Debottlenecking effort was also done to accelerate the implementation of priority infrastructure projects. Recognizing the need to improve infrastructure, the authorities have established a body under the Economic Coordinating Minister as a Project Management Office (KPPIP) to administer 30 priority infrastructure projects, ranging from electricity, energy, seaport, airport and toll roads. One notable progress of this body is the revision of the Law on Land Acquisition for Public Interest which sets a maximum time to complete the land acquisition process, the biggest hurdle in undertaking infrastructure projects. To date, many projects, such as the Trans Sumatra Toll Road Project and Java North Line Double Track Rail Project, have benefited from the revision of this regulation.

Conclusion

The Indonesian economy is progressing well with well-preserved macroeconomic and financial stability. The authorities have proven their resolute commitment and are well prepared to tackle prolonged global uncertainty with appropriate policies. The authorities believe that combining policy mix with appropriate structural reforms provides optimal result for an emerging market economy such as Indonesia. To that extent, the authorities will continue its unwavering commitment to maintain macroeconomic stability and broad-based structural reforms.

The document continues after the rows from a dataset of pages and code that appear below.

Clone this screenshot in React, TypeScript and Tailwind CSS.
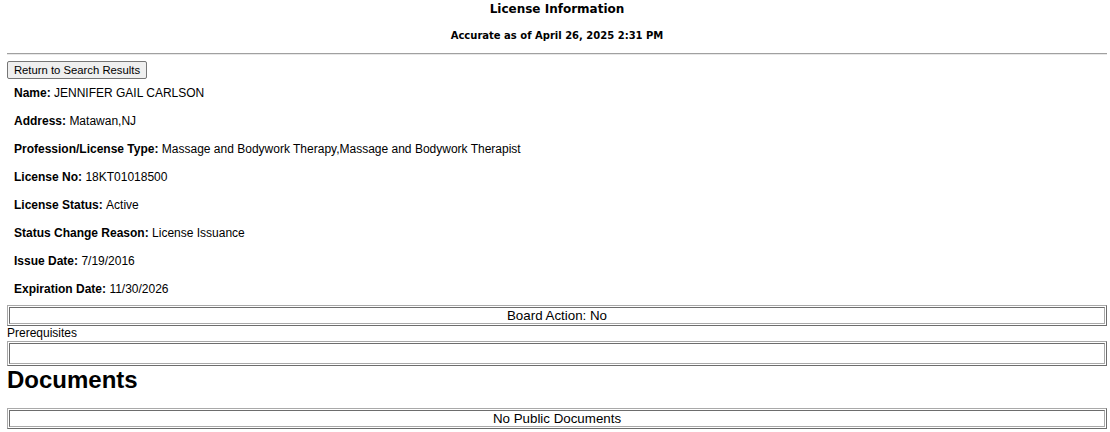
export default function App() {
  const fields = [
    { label: "Name", value: "JENNIFER GAIL CARLSON" },
    { label: "Address", value: "Matawan,NJ" },
    {
      label: "Profession/License Type",
      value: "Massage and Bodywork Therapy,Massage and Bodywork Therapist",
    },
    { label: "License No", value: "18KT01018500" },
    { label: "License Status", value: "Active" },
    { label: "Status Change Reason", value: "License Issuance" },
    { label: "Issue Date", value: "7/19/2016" },
    { label: "Expiration Date", value: "11/30/2026" },
  ]

  return (
    <div className="w-[1110px] h-[432px] bg-white text-black font-['Liberation_Sans',Arial,sans-serif] pl-[7px] pr-[3px]">
      <div className="text-center font-['DejaVu_Sans',Verdana,sans-serif] font-bold">
        <div className="text-[12px] leading-[14px] pt-[2px]">License Information</div>
        <div className="text-[10px] leading-[12px] mt-[14px]">Accurate as of April 26, 2025 2:31 PM</div>
      </div>

      <div className="mt-[11px] border-t border-t-[#a0a0a0] border-b border-b-[#e8e8e8]" />

      <button className="mt-[6px] h-[18px] w-[140px] bg-[#efefef] border border-[#767676] rounded-[2px] text-[11.3px] leading-[16px]">
        Return to Search Results
      </button>

      <div className="pl-[7px] -mt-[2px]">
        {fields.map((f) => (
          <div key={f.label} className="h-[28px] flex items-center text-[12px]">
            <span className="font-bold">{f.label}:</span>
            <span>&nbsp;{f.value}</span>
          </div>
        ))}
      </div>

      <Box className="mt-[2px]">Board Action: No</Box>
      <div className="text-[12px] leading-[14px]">Prerequisites</div>
      <Box className="mt-[1px]" inner="py-[2px]">&nbsp;</Box>

      <h2 className="text-[24px] font-bold leading-[28px]">Documents</h2>

      <Box className="mt-[14px]">No Public Documents</Box>
    </div>
  )
}

function Box({
  children,
  className = "",
  inner = "",
}: {
  children: React.ReactNode
  className?: string
  inner?: string
}) {
  return (
    <div
      className={`border border-t-[#a9a9a9] border-l-[#a9a9a9] border-b-[#6d6d6d] border-r-[#6d6d6d] p-[1px] ${className}`}
    >
      <div
        className={`border border-t-[#6d6d6d] border-l-[#6d6d6d] border-b-[#a9a9a9] border-r-[#a9a9a9] text-center text-[13.33px] leading-[15px] ${inner}`}
      >
        {children}
      </div>
    </div>
  )
}
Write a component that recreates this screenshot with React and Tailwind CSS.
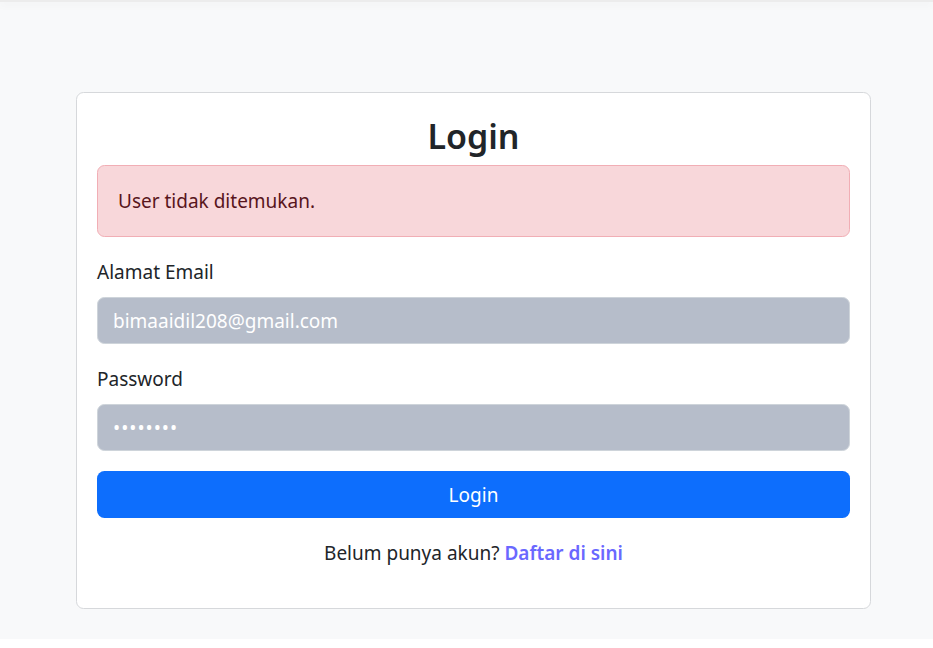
import React, { useState } from "react";

// Login page - zoomed bootstrap look (everything x1.25)
export default function App() {
  const [form, setForm] = useState({
    email: "bimaaidil208@gmail.com",
    password: "rahasia1"
  });
  const [error] = useState("User tidak ditemukan.");

  return (
    <div
      className="min-h-[648px] bg-white text-[#212529] text-[20px]"
      style={{ fontFamily: "'Noto Sans', 'Open Sans', sans-serif" }}
    >
      {/* navbar shadow edge */}
      <div className="h-[2px] bg-[#ececec] shadow-[0_2px_8px_rgba(0,0,0,0.08)] relative" />

      <div className="bg-[#f8f9fa] pt-[90px] pb-[30px]">
        <form
          className="ml-[76px] w-[795px] bg-white border border-[#d6d8db] rounded-[7.5px] p-[20px]"
          onSubmit={e => e.preventDefault()}
        >
          <h2 className="text-center text-[34px] font-semibold leading-[46px] mb-[6px]">
            Login
          </h2>

          {error && (
            <div className="bg-[#f8d7da] border border-[#f1aeb5] text-[#58151c] rounded-[7.5px] px-[20px] py-[20px] leading-[30px] mb-[20px] text-[19px]">
              {error}
            </div>
          )}

          <label className="block leading-[30px] mb-[10px] text-[19px]">
            Alamat Email
          </label>
          <input
            type="email"
            value={form.email}
            onChange={e => setForm(f => ({ ...f, email: e.target.value }))}
            className="block w-full h-[47px] px-[15px] rounded-[7.5px] border border-[#ced4da] bg-[#b6bdca] text-white text-[19px] outline-none mb-[20px]"
          />

          <label className="block leading-[30px] mb-[10px] text-[19px]">
            Password
          </label>
          <input
            type="password"
            value={form.password}
            onChange={e => setForm(f => ({ ...f, password: e.target.value }))}
            className="block w-full h-[47px] px-[15px] rounded-[7.5px] border border-[#ced4da] bg-[#b6bdca] text-white text-[19px] tracking-[1px] outline-none mb-[20px]"
          />

          <button
            type="submit"
            className="block w-full h-[47px] rounded-[7.5px] bg-[#0d6efd] text-white text-[19px] leading-[30px]"
          >
            Login
          </button>

          <p className="text-center leading-[30px] mt-[20px] mb-[20px] text-[19px]">
            Belum punya akun?{" "}
            <a href="#" className="text-[#6a68ff] font-semibold">
              Daftar di sini
            </a>
          </p>
        </form>
      </div>
    </div>
  );
}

We believe that this commitment is a major factor in shaping the economy’s agility in weathering shifts in the external environment and has been well tested in several episodes of global financial turbulence as well as during the period of commodity down-cycle.

Chan-Lau, J. A., Miao, W., Miyajima, K., Shin, J, 2016, “Corporate Vulnerabilities in Indonesia: A Bottom-Up Default Analysis.” IMF Working Paper (draft) WP/16/XX, pp.4.